In response, the European Commission and member states have begun exploring ways to tighten investment rules for Chinese companies rather than merely absorbing the pressure. Maroš Šefčovič, Vice President of the European Commission, said at a recent trade ministers’ conference that Europe “remains open to Chinese investment, but only under appropriate conditions,” announcing plans to propose a rule requiring foreign investors to transfer certain levels of technology and intellectual property to local partners. The signal was clear: Chinese M&A activity and new factory construction in Europe could face stricter scrutiny and additional requirements.
Tensions are also spreading in the security and telecom sectors. The European Commission is seeking to convert its nonbinding, five-year-old recommendation to phase out “high-risk vendors” into a legally binding regulation, urging member states to remove Huawei and ZTE equipment from their telecom networks and critical infrastructure. Germany likewise declared it would ban all Chinese components from its ongoing 6G network deployment. For the roughly 3,000 Chinese companies operating in Europe, these developments underscore the unpredictability that political and regulatory decisions can bring to their business environment.

Nexperia case exposes Europe’s vulnerabilities
The Nexperia case — which ended after the Dutch government announced it would withdraw its supervisory powers — is widely seen as revealing the limits of unilateral national responses to China’s expanding industrial footprint. On November 19 (local time), Dutch Minister for Economic Affairs Vincent Karremans said the government had “withdrawn its authority over Nexperia as a gesture of goodwill” and would continue discussions with China. This reversal came only two months after the government imposed a one-year oversight regime amid fears that Nexperia’s Chinese owner, Wingtech, could leak the company’s core technologies.
Initially, the Dutch government viewed Nexperia as the last remaining European manufacturer capable of producing essential legacy chips for automotive and appliance sectors, leading to its decision to exercise supervisory authority. However, the situation escalated when China responded by restricting exports from Nexperia’s Guangdong plant — a facility responsible for nearly half of the company’s total output. The shutdown threatened to halt production at European automakers including Volkswagen. Across Europe, the incident demonstrated the scale of economic risk any individual nation faces when challenging China alone.

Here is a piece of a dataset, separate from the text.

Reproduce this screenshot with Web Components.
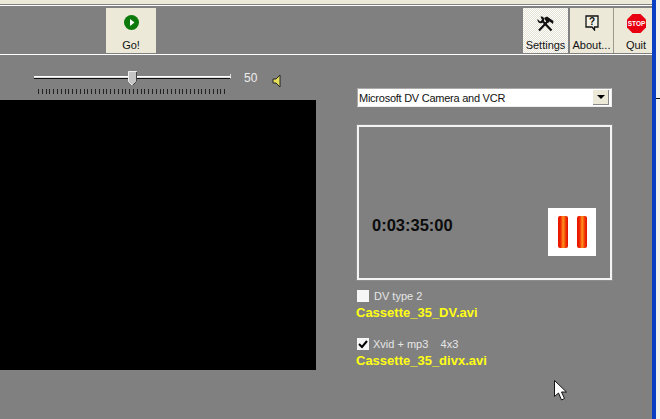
<!DOCTYPE html>
<html>
<head>
<meta charset="utf-8">
<style>
  html, body { margin: 0; background: #808080; overflow: hidden; }
  body { font-family: "Liberation Sans", Arial, sans-serif; }
</style>
</head>
<body>

<capture-window>
  <tool-bar slot="toolbar">
    <tool-button style="margin-left:106px;width:50px" label="Go!">
      <svg width="15" height="15" viewBox="0 0 15 15"><circle cx="7.500" cy="7.500" r="7.500" fill="#0b7a0b"/><path d="M6 4l4.500 3.500L6 11z" fill="#fff"/></svg>
    </tool-button>
    <tool-button style="margin-left:auto;width:45px" label="Settings" hot>
      <svg style="margin-top:2px" width="17" height="16" viewBox="0 0 17 16"><path d="M14.500 14.500L5 4.500M2 14.500L11 5" stroke="#111" stroke-width="2.200" fill="none"/><path d="M.5 3L3 5.500 5 4 3.500.5C6 0 8 2 7 5L5 7C2.500 8 0 6 .5 3z" fill="#111"/><path d="M7 2L10 .5 16.500 5 16 8 12.500 5.500 11 7 8.500 4.500z" fill="#111"/></svg>
    </tool-button>
    <tool-button style="margin-left:2px;width:43px" label="About...">
      <svg style="margin-top:1px" width="14" height="16" viewBox="0 0 14 16"><path d="M1 1h12v11H9.500v3L7 12H1z" fill="#f4f2e6" stroke="#111" stroke-width="1.300"/><text x="7" y="10" font-size="10" font-weight="700" text-anchor="middle" font-family="Liberation Sans" fill="#111">?</text></svg>
    </tool-button>
    <tool-button style="width:39px;padding-left:6px;border-left:1px solid #9c9a8c" label="Quit">
      <svg style="margin-top:2px" width="19" height="19" viewBox="0 0 19 19"><path d="M5.500 0h8L19 5.500v8L13.500 19h-8L0 13.500v-8z" fill="#e80010"/><text x="9.500" y="11.800" font-size="6.500" font-weight="700" text-anchor="middle" font-family="Liberation Sans" fill="#fff">STOP</text></svg>
    </tool-button>
  </tool-bar>

  <div slot="left">
    <volume-slider value="50"></volume-slider>
    <video-pane></video-pane>
  </div>

  <div slot="right">
    <device-select>Microsoft DV Camera and VCR</device-select>
    <status-box time="0:03:35:00"></status-box>
    <record-option label="DV type 2" file="Cassette_35_DV.avi"></record-option>
    <record-option style="margin-top:16px" label="Xvid + mp3 &nbsp;&nbsp; 4x3" file="Cassette_35_divx.avi" checked></record-option>
  </div>
</capture-window>

<mouse-pointer></mouse-pointer>

<script>
  function define(name, html, init) {
    customElements.define(name, class extends HTMLElement {
      constructor() {
        super();
        this.attachShadow({ mode: "open" });
        this.shadowRoot.innerHTML = html;
      }
      connectedCallback() {
        if (init) init(this, this.shadowRoot);
      }
    });
  }

  define("capture-window", `
    <style>
      :host { display: flex; height: 419px; width: 660px; background: #808080; }
      .main { width: 652px; flex: none; display: flex; flex-direction: column; }
      .top { height: 4px; background: #ece9d8; }
      .bar { margin-top: 1px; border-top: 1px solid #fff; border-bottom: 1px solid #fff; height: 48px; }
      .body { flex: 1; display: flex; }
      .left { width: 316px; }
      .right { margin-left: 41px; width: 255px; padding-top: 33px; }
      .rule { margin-left: auto; margin-right: 7px; width: 1px; background: #8c7d7d; }
      .edge { width: 4px; flex: none; background: #0a3fc4; }
      .far { width: 4px; flex: none; display: flex; flex-direction: column; }
      .far .up { height: 98px; background: #f4f3ee; }
      .far .tick { height: 1px; background: #111; }
      .far .down { flex: 1; background: #f4f3ee; }
    </style>
    <div class="main">
      <div class="top"></div>
      <div class="bar"><slot name="toolbar"></slot></div>
      <div class="body">
        <div class="left"><slot name="left"></slot></div>
        <div class="right"><slot name="right"></slot></div>
        <div class="rule"></div>
      </div>
    </div>
    <div class="edge"></div>
    <div class="far"><div class="up"></div><div class="tick"></div><div class="down"></div></div>
  `);

  define("tool-bar", `
    <style>
      :host { display: flex; height: 48px; padding-top: 2px; box-sizing: border-box; }
    </style>
    <slot></slot>
  `);

  define("tool-button", `
    <style>
      :host {
        display: flex; flex-direction: column; align-items: center; box-sizing: border-box;
        height: 45px; background: #ece9d8; color: #111; font-size: 11px;
        padding-top: 4px;
      }
      :host([hot]) {
        background: repeating-conic-gradient(#fff 0 25%, #e4e1d2 0 50%) 0 0 / 2px 2px;
      }
      .icon { height: 21px; display: flex; align-items: center; justify-content: center; }
      .label { margin-top: 6px; line-height: 13px; white-space: nowrap; }
    </style>
    <div class="icon"><slot></slot></div>
    <div class="label"></div>
  `, (el, root) => {
    root.querySelector(".label").textContent = el.getAttribute("label");
  });

  define("volume-slider", `
    <style>
      :host { display: block; height: 45px; position: relative; }
      .row { display: flex; align-items: flex-start; padding: 21px 0 0 34px; }
      .col { width: 197px; }
      .track { height: 1px; border-top: 1px solid #fff; border-bottom: 1px solid #111; border-right: 1px solid #fff; background: #ddd; position: relative; }
      .track::after { content: ""; position: absolute; right: -1px; top: -3px; width: 1px; height: 3px; background: #ddd; }
      .thumb { position: absolute; left: 128px; top: 16px; }
      .ticks {
        margin: 10px 0 0 4px; width: 190px; height: 5px;
        background: repeating-linear-gradient(90deg, #222 0 1px, transparent 1px 3.800px);
      }
      .val { margin-left: 13px; color: #eee; font-size: 12px; line-height: 13px; margin-top: -4px; }
      .spk { margin-left: 15px; margin-top: -2px; }
    </style>
    <div class="row">
      <div class="col">
        <div class="track"></div>
        <div class="ticks"></div>
      </div>
      <div class="val"></div>
      <svg class="spk" width="10" height="14" viewBox="0 0 10 14"><path d="M1 5h3l4-4v12L4 9H1z" fill="#e6e05a" stroke="#222"/></svg>
    </div>
    <svg class="thumb" width="9" height="15" viewBox="0 0 9 15"><path d="M.5.500h8v10l-4 4-4-4z" fill="#c4c4c4" stroke="#eee"/><path d="M8.500 1v9.500l-4 4" fill="none" stroke="#444"/></svg>
  `, (el, root) => {
    root.querySelector(".val").textContent = el.getAttribute("value");
  });

  define("video-pane", `
    <style>
      :host { display: block; height: 270px; background: #000; }
    </style>
  `);

  define("device-select", `
    <style>
      :host {
        display: flex; align-items: center; box-sizing: border-box;
        height: 19px; background: #fff; color: #111; font-size: 11px;
        border: 1px solid #aaa; border-right-color: #eee; border-bottom-color: #eee; padding: 2px 2px 2px 1px;
      }
      .txt { flex: 1; white-space: nowrap; letter-spacing: -.25px; }
      .btn {
        width: 15px; height: 14px; background: #ece9d8; display: flex;
        align-items: center; justify-content: center;
        border-right: 1px solid #888; border-bottom: 1px solid #888;
      }
      .arrow { width: 0; height: 0; border: 4px solid transparent; border-top-color: #000; border-bottom: 0; }
    </style>
    <span class="txt"><slot></slot></span>
    <span class="btn"><span class="arrow"></span></span>
  `);

  define("status-box", `
    <style>
      :host {
        display: flex; box-sizing: border-box; margin-top: 18px; height: 155px;
        border: 2px solid #f4f4f4; outline: 1px solid #8c8c8c;
        align-items: flex-end; padding: 0 14px 22px 13px;
      }
      .time { font-weight: 700; font-size: 16.500px; line-height: 18px; color: #0c0c0c; margin-bottom: 22px; flex: 1; }
      .pause { width: 48px; height: 48px; background: #fff; display: flex; align-items: center; justify-content: center; gap: 9px; }
      .pause i {
        width: 10px; height: 32px; border-radius: 2px;
        background: linear-gradient(90deg, #e81a00 0 2px, #ff5a10 4px, #ff9820 5px, #f03000 8px, #e01000 10px);
      }
    </style>
    <div class="time"></div>
    <div class="pause"><i></i><i></i></div>
  `, (el, root) => {
    root.querySelector(".time").textContent = el.getAttribute("time");
  });

  define("record-option", `
    <style>
      :host { display: block; margin-top: 9px; }
      .row { display: flex; align-items: center; height: 14px; color: #e6e6e6; font-size: 11px; }
      .box { width: 12px; height: 12px; background: #f6f6f6; margin-right: 5px; display: flex; }
      .box svg { display: none; }
      :host([checked]) .box svg { display: block; }
      :host([checked]) .box { margin-right: 4px; }
      .file { color: #ffff14; font-size: 13px; font-weight: 700; line-height: 16px; margin: 2px 0 0 -1px; }
    </style>
    <div class="row">
      <span class="box"><svg width="12" height="12" viewBox="0 0 12 12"><path d="M2 6l3 3 5-6" fill="none" stroke="#000" stroke-width="2"/></svg></span>
      <span class="lab"></span>
    </div>
    <div class="file"></div>
  `, (el, root) => {
    root.querySelector(".lab").innerHTML = el.getAttribute("label").replace(/\u00a0/g, "&nbsp;");
    root.querySelector(".file").textContent = el.getAttribute("file");
  });

  define("mouse-pointer", `
    <style>
      :host { position: absolute; left: 554px; top: 380px; width: 14px; height: 22px; }
    </style>
    <svg width="14" height="22" viewBox="0 0 14 22"><path d="M.5.500v16l4-3.500 3 7 3-1.500-3-6.500h5z" fill="#fff" stroke="#111"/></svg>
  `);
</script>
</body>
</html>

Having confirmed the inadequacy of unilateral tools, EU countries are now moving toward coordinated defense. The EU already employs anti-dumping duties, countervailing measures, and investment-screening frameworks to limit imports of subsidized Chinese goods and curb Chinese capital flows into strategic industries. One option not yet used — the anti-coercion instrument (ACI) — allows for stronger countermeasures than standard retaliatory tariffs. Some leaders, including Macron, have even openly discussed activating the ACI.
Europe has simultaneously accelerated efforts to diversify supply chains through alternative suppliers and strategic stockpiling. The memory of China’s rare-earth export halt during diplomatic tensions with Japan in 2010, as well as Germany’s scramble for alternative energy sources following Russia’s 2022 invasion of Ukraine, has informed these discussions. While some voices in Spain and parts of Eastern Europe argue that concerns are exaggerated as long as Chinese investment continues to flow in, the prevailing view across Europe is that proactive defensive measures are now unavoidable to safeguard core industrial capabilities.